_Dataset section_
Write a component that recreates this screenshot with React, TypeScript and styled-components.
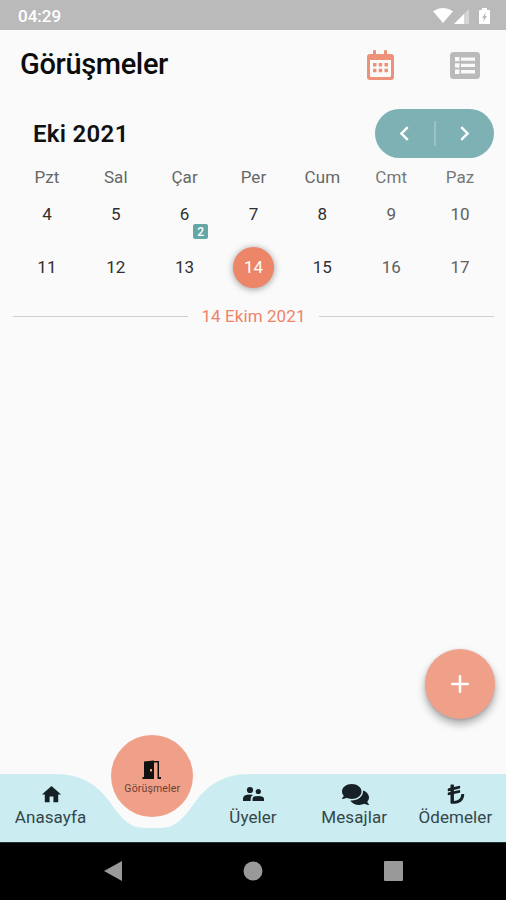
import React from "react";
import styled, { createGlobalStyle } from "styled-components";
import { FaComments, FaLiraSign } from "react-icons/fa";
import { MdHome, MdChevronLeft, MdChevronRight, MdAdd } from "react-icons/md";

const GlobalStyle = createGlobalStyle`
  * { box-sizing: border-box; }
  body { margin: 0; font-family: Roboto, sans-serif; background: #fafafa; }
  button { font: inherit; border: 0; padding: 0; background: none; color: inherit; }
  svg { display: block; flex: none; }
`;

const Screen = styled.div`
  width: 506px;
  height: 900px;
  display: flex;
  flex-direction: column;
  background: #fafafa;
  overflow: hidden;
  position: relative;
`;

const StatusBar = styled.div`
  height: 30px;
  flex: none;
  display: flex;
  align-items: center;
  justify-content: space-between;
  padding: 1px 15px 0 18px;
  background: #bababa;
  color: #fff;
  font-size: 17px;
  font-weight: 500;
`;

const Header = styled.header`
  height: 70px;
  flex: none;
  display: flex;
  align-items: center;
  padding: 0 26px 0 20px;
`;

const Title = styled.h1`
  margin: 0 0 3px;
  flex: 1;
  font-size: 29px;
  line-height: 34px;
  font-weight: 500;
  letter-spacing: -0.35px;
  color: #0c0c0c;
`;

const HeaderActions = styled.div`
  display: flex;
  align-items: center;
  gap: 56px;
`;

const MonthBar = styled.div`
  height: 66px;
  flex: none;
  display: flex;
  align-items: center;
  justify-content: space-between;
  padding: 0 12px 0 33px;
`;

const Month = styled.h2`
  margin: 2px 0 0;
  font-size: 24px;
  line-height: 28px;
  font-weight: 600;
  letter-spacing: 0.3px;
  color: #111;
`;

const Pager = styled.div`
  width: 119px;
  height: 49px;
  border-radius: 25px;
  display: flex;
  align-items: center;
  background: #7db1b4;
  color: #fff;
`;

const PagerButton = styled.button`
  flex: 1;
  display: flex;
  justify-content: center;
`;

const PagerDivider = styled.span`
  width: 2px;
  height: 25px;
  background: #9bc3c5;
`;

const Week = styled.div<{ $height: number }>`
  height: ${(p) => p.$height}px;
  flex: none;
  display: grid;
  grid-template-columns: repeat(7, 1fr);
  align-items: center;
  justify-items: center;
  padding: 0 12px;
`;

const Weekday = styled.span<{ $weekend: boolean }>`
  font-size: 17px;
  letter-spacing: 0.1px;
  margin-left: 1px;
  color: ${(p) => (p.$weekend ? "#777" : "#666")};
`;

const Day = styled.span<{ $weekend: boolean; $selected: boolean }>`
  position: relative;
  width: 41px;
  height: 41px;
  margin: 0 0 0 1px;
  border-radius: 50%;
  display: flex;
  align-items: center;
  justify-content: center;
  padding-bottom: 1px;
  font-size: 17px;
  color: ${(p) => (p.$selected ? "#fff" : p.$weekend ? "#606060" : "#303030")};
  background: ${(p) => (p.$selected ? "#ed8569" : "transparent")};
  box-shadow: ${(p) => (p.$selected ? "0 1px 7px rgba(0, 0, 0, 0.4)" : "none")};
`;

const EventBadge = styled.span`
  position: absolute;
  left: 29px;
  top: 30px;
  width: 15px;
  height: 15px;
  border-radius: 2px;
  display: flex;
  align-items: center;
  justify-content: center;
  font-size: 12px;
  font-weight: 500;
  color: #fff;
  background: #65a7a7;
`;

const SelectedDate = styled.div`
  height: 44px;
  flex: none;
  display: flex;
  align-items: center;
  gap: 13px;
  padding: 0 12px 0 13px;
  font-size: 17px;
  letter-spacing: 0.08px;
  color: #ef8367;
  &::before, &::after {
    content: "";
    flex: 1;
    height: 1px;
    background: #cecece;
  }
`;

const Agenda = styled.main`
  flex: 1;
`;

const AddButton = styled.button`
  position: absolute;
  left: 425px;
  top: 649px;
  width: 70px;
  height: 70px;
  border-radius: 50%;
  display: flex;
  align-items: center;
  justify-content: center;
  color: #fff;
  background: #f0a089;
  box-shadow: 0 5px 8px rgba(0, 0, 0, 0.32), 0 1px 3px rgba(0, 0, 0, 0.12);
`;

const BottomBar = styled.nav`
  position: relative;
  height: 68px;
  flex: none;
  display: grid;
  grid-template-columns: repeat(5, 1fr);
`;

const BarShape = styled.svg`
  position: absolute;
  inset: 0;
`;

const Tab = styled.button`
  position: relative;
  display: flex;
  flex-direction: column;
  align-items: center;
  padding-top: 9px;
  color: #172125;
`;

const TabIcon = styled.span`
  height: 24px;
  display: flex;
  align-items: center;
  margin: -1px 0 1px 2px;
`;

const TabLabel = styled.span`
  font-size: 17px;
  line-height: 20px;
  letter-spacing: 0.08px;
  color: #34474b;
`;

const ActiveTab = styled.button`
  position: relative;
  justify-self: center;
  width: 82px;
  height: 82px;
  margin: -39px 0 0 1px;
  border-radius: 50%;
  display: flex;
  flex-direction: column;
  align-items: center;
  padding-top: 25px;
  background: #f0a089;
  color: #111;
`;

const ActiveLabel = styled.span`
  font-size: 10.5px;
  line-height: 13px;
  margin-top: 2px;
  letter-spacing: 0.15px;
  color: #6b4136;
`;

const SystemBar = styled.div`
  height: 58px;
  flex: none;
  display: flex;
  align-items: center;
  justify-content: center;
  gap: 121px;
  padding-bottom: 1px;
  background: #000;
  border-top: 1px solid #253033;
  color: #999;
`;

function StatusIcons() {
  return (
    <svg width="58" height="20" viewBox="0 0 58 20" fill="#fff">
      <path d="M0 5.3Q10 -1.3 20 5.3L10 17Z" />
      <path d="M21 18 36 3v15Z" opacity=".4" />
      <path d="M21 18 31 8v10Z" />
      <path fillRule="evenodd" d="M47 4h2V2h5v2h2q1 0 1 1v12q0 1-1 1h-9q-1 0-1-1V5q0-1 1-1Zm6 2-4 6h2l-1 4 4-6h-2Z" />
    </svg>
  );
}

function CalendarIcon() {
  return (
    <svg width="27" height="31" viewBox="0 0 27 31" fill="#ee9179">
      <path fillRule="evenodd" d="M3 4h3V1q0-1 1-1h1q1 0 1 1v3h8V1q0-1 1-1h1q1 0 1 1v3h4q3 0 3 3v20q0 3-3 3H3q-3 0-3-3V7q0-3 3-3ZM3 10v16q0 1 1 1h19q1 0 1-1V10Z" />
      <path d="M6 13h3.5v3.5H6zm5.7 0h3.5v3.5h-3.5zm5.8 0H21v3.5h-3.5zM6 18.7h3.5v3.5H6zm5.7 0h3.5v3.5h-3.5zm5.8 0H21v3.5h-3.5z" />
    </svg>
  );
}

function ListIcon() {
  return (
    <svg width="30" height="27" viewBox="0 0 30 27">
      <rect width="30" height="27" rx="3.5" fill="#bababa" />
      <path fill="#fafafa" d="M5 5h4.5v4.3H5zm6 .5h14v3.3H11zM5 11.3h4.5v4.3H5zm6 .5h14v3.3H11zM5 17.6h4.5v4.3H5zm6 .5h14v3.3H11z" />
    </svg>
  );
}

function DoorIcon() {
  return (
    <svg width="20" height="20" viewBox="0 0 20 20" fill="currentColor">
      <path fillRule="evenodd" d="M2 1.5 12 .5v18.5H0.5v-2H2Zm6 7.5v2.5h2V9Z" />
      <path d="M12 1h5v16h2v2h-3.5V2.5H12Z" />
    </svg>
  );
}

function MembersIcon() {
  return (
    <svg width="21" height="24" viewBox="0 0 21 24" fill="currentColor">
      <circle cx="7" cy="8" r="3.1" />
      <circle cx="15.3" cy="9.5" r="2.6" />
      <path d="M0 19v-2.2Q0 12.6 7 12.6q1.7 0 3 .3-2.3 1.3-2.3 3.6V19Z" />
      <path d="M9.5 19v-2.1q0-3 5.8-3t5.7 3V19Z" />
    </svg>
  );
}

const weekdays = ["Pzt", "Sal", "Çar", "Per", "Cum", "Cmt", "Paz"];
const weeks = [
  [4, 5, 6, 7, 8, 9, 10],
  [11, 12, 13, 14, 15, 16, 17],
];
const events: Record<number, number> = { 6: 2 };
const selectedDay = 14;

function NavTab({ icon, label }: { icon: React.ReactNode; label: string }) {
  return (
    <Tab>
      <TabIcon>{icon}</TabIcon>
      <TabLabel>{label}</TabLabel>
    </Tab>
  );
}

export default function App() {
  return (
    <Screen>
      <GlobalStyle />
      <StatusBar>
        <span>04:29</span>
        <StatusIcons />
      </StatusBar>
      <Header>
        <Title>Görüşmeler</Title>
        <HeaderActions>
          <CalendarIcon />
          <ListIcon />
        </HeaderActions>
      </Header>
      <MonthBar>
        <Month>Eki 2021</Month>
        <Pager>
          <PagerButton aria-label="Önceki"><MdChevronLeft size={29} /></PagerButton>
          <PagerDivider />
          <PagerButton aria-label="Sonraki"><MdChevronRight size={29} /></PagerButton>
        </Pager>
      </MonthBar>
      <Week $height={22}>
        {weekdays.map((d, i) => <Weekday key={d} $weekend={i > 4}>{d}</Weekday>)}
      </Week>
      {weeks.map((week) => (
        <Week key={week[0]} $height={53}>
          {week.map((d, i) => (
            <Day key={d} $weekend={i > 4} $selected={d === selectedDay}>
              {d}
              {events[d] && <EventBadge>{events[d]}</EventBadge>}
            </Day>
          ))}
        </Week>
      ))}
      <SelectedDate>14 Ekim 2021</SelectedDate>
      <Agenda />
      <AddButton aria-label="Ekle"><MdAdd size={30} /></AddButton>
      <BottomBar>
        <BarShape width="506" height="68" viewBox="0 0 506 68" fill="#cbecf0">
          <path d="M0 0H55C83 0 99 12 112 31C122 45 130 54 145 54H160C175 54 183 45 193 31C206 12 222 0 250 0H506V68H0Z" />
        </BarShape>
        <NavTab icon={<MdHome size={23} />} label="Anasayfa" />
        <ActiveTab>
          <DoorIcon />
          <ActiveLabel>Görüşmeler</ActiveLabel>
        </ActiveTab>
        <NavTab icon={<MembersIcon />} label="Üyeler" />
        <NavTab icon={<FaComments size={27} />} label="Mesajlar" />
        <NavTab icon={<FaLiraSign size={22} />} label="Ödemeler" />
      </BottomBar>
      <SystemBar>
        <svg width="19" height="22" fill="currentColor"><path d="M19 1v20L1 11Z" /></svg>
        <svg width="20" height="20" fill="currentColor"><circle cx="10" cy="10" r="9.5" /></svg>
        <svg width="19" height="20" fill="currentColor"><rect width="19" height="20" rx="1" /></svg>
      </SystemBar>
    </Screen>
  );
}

_Written instruction_
The lines from the top of the data above through the one holding "MdChevronLeft, MdChevronRight, MdAdd" are to be repeated exactly, and only those, with no pictures.

_Response below_
Write a component that recreates this screenshot with React, TypeScript and styled-components.
import React from "react";
import styled, { createGlobalStyle } from "styled-components";
import { FaComments, FaLiraSign } from "react-icons/fa";
import { MdHome, MdChevronLeft, MdChevronRight, MdAdd } from "react-icons/md";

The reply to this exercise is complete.